■ Aim of the exercise
Your task is to transcribe, without alteration, the lines from the top of the material below through the line bearing "import React from", inclusive.

══ Provided entries ══

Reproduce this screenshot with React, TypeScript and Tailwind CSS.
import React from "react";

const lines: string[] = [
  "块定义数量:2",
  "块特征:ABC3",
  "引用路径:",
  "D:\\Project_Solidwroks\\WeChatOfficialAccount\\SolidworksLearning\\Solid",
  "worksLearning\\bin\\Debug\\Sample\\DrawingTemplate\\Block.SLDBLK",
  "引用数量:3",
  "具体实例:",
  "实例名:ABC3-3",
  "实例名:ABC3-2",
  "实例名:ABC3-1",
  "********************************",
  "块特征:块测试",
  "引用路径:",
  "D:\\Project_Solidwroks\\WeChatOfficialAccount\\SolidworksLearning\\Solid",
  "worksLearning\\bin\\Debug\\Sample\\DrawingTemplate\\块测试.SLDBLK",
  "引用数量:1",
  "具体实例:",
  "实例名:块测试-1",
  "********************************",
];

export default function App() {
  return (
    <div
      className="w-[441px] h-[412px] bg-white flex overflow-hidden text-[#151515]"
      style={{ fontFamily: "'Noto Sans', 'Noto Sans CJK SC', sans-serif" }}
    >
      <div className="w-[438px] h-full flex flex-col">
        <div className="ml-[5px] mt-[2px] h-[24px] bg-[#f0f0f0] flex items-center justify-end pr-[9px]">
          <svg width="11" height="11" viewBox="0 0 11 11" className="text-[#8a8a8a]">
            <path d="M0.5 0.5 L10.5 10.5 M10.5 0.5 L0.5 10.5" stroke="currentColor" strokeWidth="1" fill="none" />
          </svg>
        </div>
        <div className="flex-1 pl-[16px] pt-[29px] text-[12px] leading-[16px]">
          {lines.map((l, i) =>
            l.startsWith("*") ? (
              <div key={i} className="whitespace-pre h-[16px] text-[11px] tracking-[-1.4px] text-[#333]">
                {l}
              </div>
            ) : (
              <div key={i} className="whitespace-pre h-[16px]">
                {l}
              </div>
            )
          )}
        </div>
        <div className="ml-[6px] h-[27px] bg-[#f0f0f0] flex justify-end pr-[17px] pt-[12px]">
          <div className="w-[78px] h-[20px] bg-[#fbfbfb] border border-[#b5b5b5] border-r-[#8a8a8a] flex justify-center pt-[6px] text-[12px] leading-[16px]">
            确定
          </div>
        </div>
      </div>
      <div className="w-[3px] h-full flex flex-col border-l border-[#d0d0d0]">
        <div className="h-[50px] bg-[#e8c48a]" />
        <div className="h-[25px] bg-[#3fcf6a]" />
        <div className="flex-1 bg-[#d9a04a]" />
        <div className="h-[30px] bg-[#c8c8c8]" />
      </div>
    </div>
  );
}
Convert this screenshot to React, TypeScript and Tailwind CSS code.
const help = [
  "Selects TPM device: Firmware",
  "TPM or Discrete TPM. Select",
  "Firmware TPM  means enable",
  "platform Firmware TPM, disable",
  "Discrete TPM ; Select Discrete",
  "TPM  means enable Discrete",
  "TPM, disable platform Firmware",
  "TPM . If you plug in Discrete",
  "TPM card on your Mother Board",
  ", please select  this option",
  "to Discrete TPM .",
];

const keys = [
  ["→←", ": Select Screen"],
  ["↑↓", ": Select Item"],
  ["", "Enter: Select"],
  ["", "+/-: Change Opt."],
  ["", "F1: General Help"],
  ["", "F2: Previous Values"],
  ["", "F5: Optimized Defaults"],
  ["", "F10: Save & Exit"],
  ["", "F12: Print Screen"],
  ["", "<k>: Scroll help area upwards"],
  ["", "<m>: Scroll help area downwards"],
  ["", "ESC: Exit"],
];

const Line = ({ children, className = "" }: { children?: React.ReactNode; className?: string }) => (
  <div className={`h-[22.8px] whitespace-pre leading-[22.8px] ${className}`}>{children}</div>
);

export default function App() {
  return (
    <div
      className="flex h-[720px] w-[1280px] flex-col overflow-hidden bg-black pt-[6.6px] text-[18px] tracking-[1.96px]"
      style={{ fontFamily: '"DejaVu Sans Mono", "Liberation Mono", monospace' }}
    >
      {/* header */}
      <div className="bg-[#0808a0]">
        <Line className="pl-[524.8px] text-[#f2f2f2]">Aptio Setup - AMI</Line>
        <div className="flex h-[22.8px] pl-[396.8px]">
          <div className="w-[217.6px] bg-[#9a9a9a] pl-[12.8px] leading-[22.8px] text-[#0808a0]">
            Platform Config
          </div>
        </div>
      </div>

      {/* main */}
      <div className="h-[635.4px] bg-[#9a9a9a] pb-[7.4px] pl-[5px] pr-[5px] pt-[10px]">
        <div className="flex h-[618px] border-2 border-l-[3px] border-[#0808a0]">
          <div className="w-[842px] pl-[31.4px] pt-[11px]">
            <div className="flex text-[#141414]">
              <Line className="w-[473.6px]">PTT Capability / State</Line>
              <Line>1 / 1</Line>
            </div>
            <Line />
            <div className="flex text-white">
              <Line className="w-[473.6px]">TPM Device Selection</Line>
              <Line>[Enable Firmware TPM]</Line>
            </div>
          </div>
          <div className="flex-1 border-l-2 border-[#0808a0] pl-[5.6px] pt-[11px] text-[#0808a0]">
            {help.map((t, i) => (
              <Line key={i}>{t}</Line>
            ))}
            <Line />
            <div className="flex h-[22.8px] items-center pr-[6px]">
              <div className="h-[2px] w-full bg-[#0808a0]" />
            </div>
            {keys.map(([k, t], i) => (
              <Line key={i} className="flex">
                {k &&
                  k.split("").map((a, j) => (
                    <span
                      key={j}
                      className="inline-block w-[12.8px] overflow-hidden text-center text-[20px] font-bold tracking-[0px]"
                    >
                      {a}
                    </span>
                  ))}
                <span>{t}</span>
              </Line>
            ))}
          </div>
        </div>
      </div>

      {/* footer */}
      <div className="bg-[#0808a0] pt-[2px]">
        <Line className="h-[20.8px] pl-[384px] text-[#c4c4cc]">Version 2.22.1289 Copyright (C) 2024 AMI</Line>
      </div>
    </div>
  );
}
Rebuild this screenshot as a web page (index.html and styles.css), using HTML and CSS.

═══

■ Finished task
Reproduce this screenshot with React, TypeScript and Tailwind CSS.
import React from "react";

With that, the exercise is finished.